The asshole interrupter reminded me to come back to this thread - I'm glad you found the podcast. It's mostly fun, but veers off into movies way more than books and since the hosts are so much younger than I am, it's a bit strange the way they concentrate on certain popular books and basically ignore the rest. The enthusiasm is there though.

9sturlington
Jun 8, 8:59 am

I reread Salem's Lot last December and it rocketed into my top 5 King novels. It is so well done, such a slow burn. Here is the brief review I wrote:

A rewarding reread, even if some aspects of the characters and setting come off as a bit dated now. I love the trope of the haunted small town, and I think even more so than being a nice reworking of Dracula, this story excellently conveys the ultimate corruption of a town that was, in a sense, already dead in many ways.

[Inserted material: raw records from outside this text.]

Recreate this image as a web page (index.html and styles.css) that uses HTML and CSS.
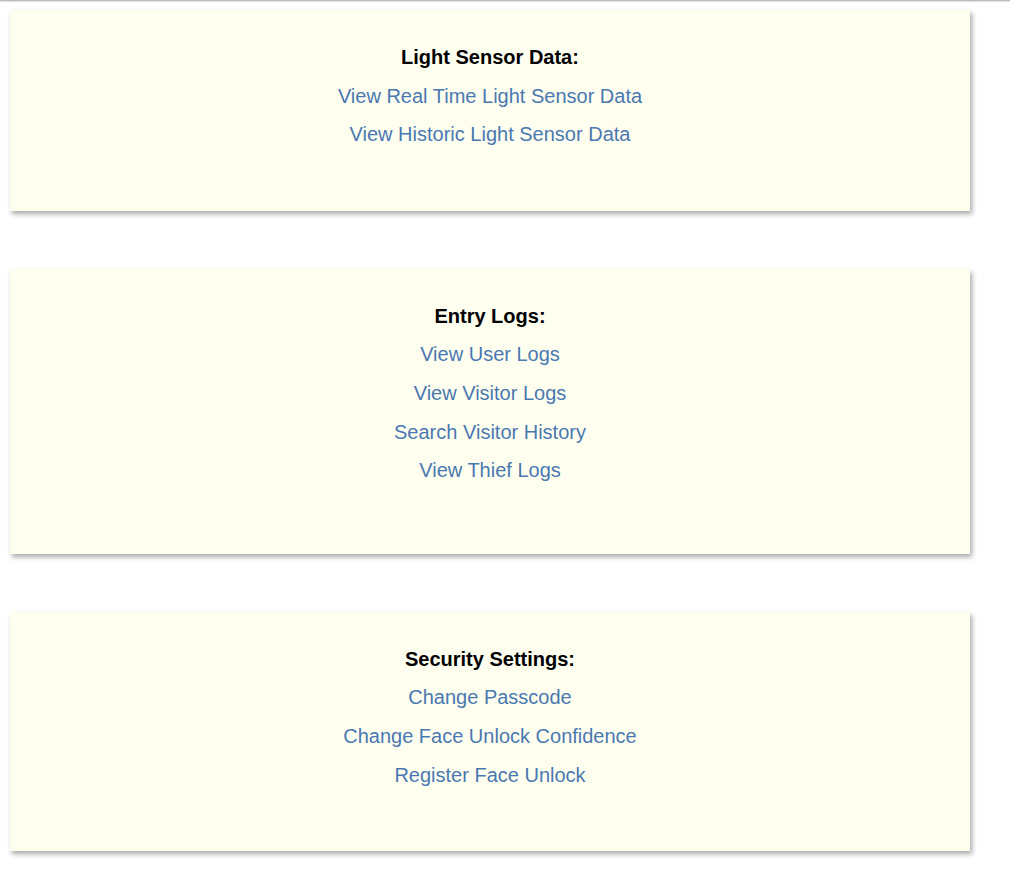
FILE: index.html
```html
<!DOCTYPE html>
<html>
<head>
<meta charset="utf-8">
<link rel="stylesheet" href="styles.css">
</head>
<body>
<div class="topline"></div>
<main class="page">
  <section class="card">
    <div class="title">Light Sensor Data:</div>
    <a class="link" href="#">View Real Time Light Sensor Data</a>
    <a class="link" href="#">View Historic Light Sensor Data</a>
  </section>
  <section class="card card-tall">
    <div class="title">Entry Logs:</div>
    <a class="link" href="#">View User Logs</a>
    <a class="link" href="#">View Visitor Logs</a>
    <a class="link" href="#">Search Visitor History</a>
    <a class="link" href="#">View Thief Logs</a>
  </section>
  <section class="card">
    <div class="title">Security Settings:</div>
    <a class="link" href="#">Change Passcode</a>
    <a class="link" href="#">Change Face Unlock Confidence</a>
    <a class="link" href="#">Register Face Unlock</a>
  </section>
</main>
</body>
</html>
```
FILE: styles.css
```css
html, body {
  margin: 0;
  padding: 0;
  background: #ffffff;
  font-family: "Liberation Sans", Arial, sans-serif;
}
.topline {
  height: 1px;
  background: #bdbdbd;
  border-bottom: 1px solid #e2e2e2;
}
.page {
  display: flex;
  flex-direction: column;
  gap: 58px;
  width: 960px;
  padding: 8px 0 20px 10px;
}
.card {
  background: #fffff0;
  box-shadow: 2px 3px 5px rgba(0, 0, 0, 0.35);
  display: flex;
  flex-direction: column;
  align-items: center;
  padding: 28px 0 57px;
}
.card-tall {
  padding-bottom: 64px;
}
.title {
  font-weight: bold;
  font-size: 20px;
  line-height: 38.6px;
  color: #000;
}
.link {
  font-size: 20px;
  line-height: 38.6px;
  color: #4a78b0;
  text-decoration: none;
}
```
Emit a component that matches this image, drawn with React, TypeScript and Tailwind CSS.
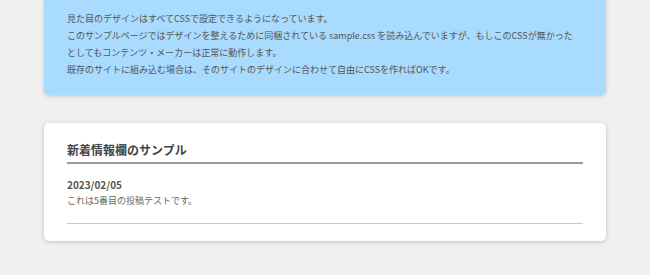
import React from "react";

const App: React.FC = () => {
  return (
    <div className="min-h-screen bg-[#f0f0f0] px-[44px] font-['Noto_Sans_CJK_JP','Noto_Sans',sans-serif] text-[#555]">
      <div className="rounded-b-[5px] bg-[#a8dbfe] px-[23px] pt-[10px] pb-[17px] text-[9px] leading-[17px] shadow-[0_1px_4px_rgba(0,0,0,0.18)] whitespace-nowrap">
        <p>見た目のデザインはすべてCSSで設定できるようになっています。</p>
        <p>
          このサンプルページではデザインを整えるために同梱されている sample.css を読み込んでいますが、もしこのCSSが無かった
          <br />
          としてもコンテンツ・メーカーは正常に動作します。
        </p>
        <p>既存のサイトに組み込む場合は、そのサイトのデザインに合わせて自由にCSSを作ればOKです。</p>
      </div>

      <div className="mt-[28px] rounded-[5px] bg-white px-[23px] pt-[18px] pb-[17px] shadow-[0_1px_4px_rgba(0,0,0,0.2)]">
        <h2 className="border-b-2 border-[#9a9a9a] pb-[3px] text-[12px] leading-[18px] font-semibold text-[#444]">
          新着情報欄のサンプル
        </h2>
        <div className="border-b border-[#c8c8c8] pt-[13px] pb-[14px]">
          <div className="text-[10px] leading-[15px] font-bold text-[#555]">2023/02/05</div>
          <div className="text-[9px] leading-[17px] text-[#666]">これは5番目の投稿テストです。</div>
        </div>
      </div>
    </div>
  );
};

export default App;
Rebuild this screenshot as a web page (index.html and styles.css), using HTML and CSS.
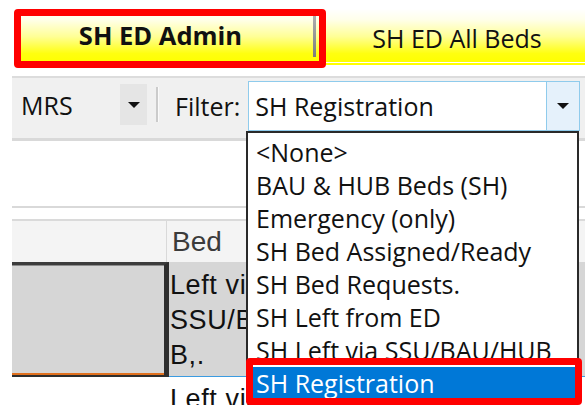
FILE: index.html
```html
<!DOCTYPE html>
<html lang="en">
<head>
<meta charset="utf-8">
<title>SH ED Admin</title>
<link rel="stylesheet" href="styles.css">
</head>
<body>
<div class="app">
  <div class="tabstrip">
    <div class="tab tab-active">
      <span class="tab-label">SH ED Admin</span>
      <span class="tab-edge"></span>
    </div>
    <div class="tab">
      <span class="tab-label">SH ED All Beds</span>
    </div>
  </div>

  <div class="toolbar">
    <div class="combo combo-flat">
      <span class="combo-text">MRS</span>
      <span class="combo-btn">
        <svg width="12" height="6" viewBox="0 0 12 6"><path d="M0 0H12L6 6Z" fill="#111"/></svg>
      </span>
    </div>
    <span class="tool-sep"></span>
    <span class="tool-label">Filter:</span>
    <div class="combo combo-open">
      <span class="combo-text">SH Registration</span>
      <span class="combo-btn">
        <svg width="12" height="6" viewBox="0 0 12 6"><path d="M0 0H12L6 6Z" fill="#111"/></svg>
      </span>
    </div>
  </div>

  <div class="grid">
    <div class="group-area"></div>
    <div class="grid-header">
      <div class="hcell hcell-first"></div>
      <div class="hcell">Bed</div>
    </div>
    <div class="grid-row row-selected">
      <div class="cell cell-focus"></div>
      <div class="cell cell-text">Left via<br>SSU/BAU/HU<br>B,.</div>
    </div>
    <div class="grid-row">
      <div class="cell cell-blank"></div>
      <div class="cell cell-text">Left via</div>
    </div>
  </div>

  <ul class="dropdown">
    <li>&lt;None&gt;</li>
    <li>BAU &amp; HUB Beds (SH)</li>
    <li>Emergency (only)</li>
    <li>SH Bed Assigned/Ready</li>
    <li>SH Bed Requests.</li>
    <li>SH Left from ED</li>
    <li>SH Left via SSU/BAU/HUB</li>
    <li class="is-selected">SH Registration</li>
  </ul>

  <div class="callout callout-tab"></div>
  <div class="callout callout-item"></div>
</div>
</body>
</html>
```

FILE: styles.css
```css
html, body {
  margin: 0;
  padding: 0;
  background: #fff;
  overflow: hidden;
}

.app {
  position: relative;
  width: 585px;
  height: 405px;
  overflow: hidden;
  font-family: "Open Sans", "Noto Sans", sans-serif;
  font-size: 25px;
  color: #111;
}

/* ---- tab strip ---- */
.tabstrip {
  display: flex;
  margin: 9px 0 11px 14px;
  padding-bottom: 1px;
  border-bottom: 2px solid #ffff00;
}

.tab {
  display: flex;
  height: 53px;
  width: 282px;
  flex: none;
  background: linear-gradient(to bottom, #ffffff 0%, #ffffea 20%, #ffff96 52%, #ffff10 84%, #ffff00 100%);
}

.tab-active {
  width: 302px;
}

.tab-label {
  flex: 1;
  text-align: center;
  line-height: 32px;
  padding-top: 13px;
}

.tab-active .tab-label {
  font-size: 25.5px;
  font-weight: 700;
  padding-top: 10px;
  padding-right: 6px;
}

.tab-edge {
  align-self: center;
  width: 3px;
  height: 42px;
  background: linear-gradient(to bottom, #b0b0b0, #7c7c7c);
}

/* ---- toolbar ---- */
.toolbar {
  display: flex;
  align-items: center;
  margin-left: 12px;
  height: 56px;
  padding-bottom: 4px;
  background: #f0f0f0;
  border-top: 2px solid #dcdcdc;
  border-bottom: 3px solid #d9d9d9;
}

.combo {
  display: flex;
  align-items: stretch;
  box-sizing: border-box;
}

.combo-text {
  flex: 1;
  display: flex;
  align-items: center;
  white-space: nowrap;
}

.combo-btn {
  display: flex;
  align-items: center;
  justify-content: center;
}

.combo-flat {
  width: 135px;
  height: 41px;
  margin-bottom: 3px;
}

.combo-flat .combo-text {
  padding-left: 9px;
}

.combo-flat .combo-btn {
  width: 27px;
  background: #e5e5e5;
}

.tool-sep {
  width: 2px;
  height: 35px;
  margin: 0 0 3px 9px;
  background: #cbcbcb;
  border-right: 1px solid #fafafa;
}

.tool-label {
  margin-left: 16px;
}

.combo-open {
  width: 332px;
  height: 50px;
  margin-left: 8px;
  background: #fff;
  border: 1px solid #8fcbec;
}

.combo-open .combo-text {
  padding-left: 6px;
}

.combo-open .combo-btn {
  width: 32px;
  background: #e5f1fb;
  border-left: 1px solid #8fcbec;
}

/* ---- grid ---- */
.grid {
  margin-left: 12px;
  font-family: "Liberation Sans", Arial, sans-serif;
}

.group-area {
  height: 65px;
  border-bottom: 2px solid #d9d9d9;
  margin-bottom: 11px;
}

.grid-header {
  display: flex;
  height: 41px;
  background: #f4f4f4;
  border-top: 2px solid #dadada;
}

.hcell {
  display: flex;
  align-items: center;
  padding-left: 5px;
  font-size: 28px;
  color: #3b3b3b;
}

.hcell-first {
  width: 154px;
  padding-left: 0;
  border-right: 1px solid #d9d9d9;
}

.grid-row {
  display: flex;
}

.cell {
  box-sizing: border-box;
}

.cell-focus {
  width: 157px;
  height: 115px;
  background: #d6d6d6;
  border-top: 3px solid #3c3c3c;
  border-right: 5px solid #2e2e2e;
  border-bottom: 2px solid #2e2e2e;
  box-shadow: inset 0 -2px 0 #e0701e, inset 0 1px 0 #8c8c8c;
}

.cell-blank {
  width: 157px;
}

.cell-text {
  flex: 1;
  font-size: 27px;
  letter-spacing: 0.6px;
  line-height: 35px;
  padding: 5px 0 0 1px;
  color: #111;
  white-space: nowrap;
}

.row-selected .cell-text {
  height: 115px;
  padding-top: 3px;
  background: #d6d6d6;
  border-top: 3px solid #d6d6d6;
  border-bottom: 1px solid #3c9be0;
}

/* ---- open filter list ---- */
.dropdown {
  position: absolute;
  left: 246px;
  top: 131px;
  width: 333px;
  box-sizing: border-box;
  margin: 0;
  padding: 3px 0 0;
  list-style: none;
  background: #fff;
  border: 2px solid #2a2a2a;
}

.dropdown li {
  height: 33px;
  line-height: 33px;
  padding-left: 8px;
  white-space: nowrap;
}

.dropdown li.is-selected {
  background: #0078d7;
  color: #fff;
}

/* ---- red call-out frames ---- */
.callout {
  position: absolute;
  box-sizing: border-box;
  border: 7px solid #ff0000;
  border-radius: 4px;
}

.callout-tab {
  left: 14px;
  top: 9px;
  width: 312px;
  height: 59px;
}

.callout-item {
  left: 246px;
  top: 358px;
  width: 336px;
  height: 47px;
}
```
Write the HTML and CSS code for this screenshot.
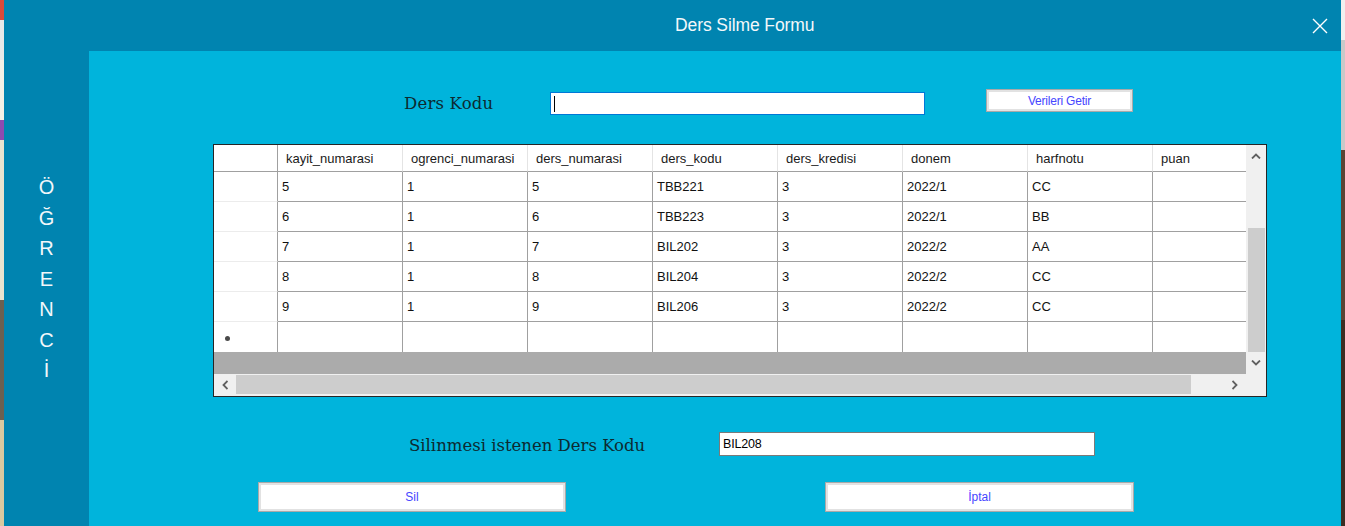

King does not flinch when it comes to showing the petty evils of ordinary folk, but he balances that with his everyman heroes, who are also ordinary but are able to become extraordinary when called to it. I can't remember seeing Mark Petrie reappear in any of his later books or stories--I wonder whatever happened to him?

10Bookmarque
Jun 8, 10:14 am

Good assessment and I think my review echos much of what you said. I think it's a brilliant novel and as you said, a nice slow burn.

11sturlington
Jun 8, 11:31 am

I'm really glad I reread it as I think I got a lot more out of it the second time. Same with The Shining.

I'm gradually rereading King's earlier works, but jumping around to whatever I feel like at the time.

12Bookmarque
Jun 8, 11:37 am

>11 sturlington: I think The Shining is brilliant in many ways and could be his best novel in terms of how tightly focused it is, but also nuanced with some nice vignettes (Halloran and Danny for example) and dread on 11.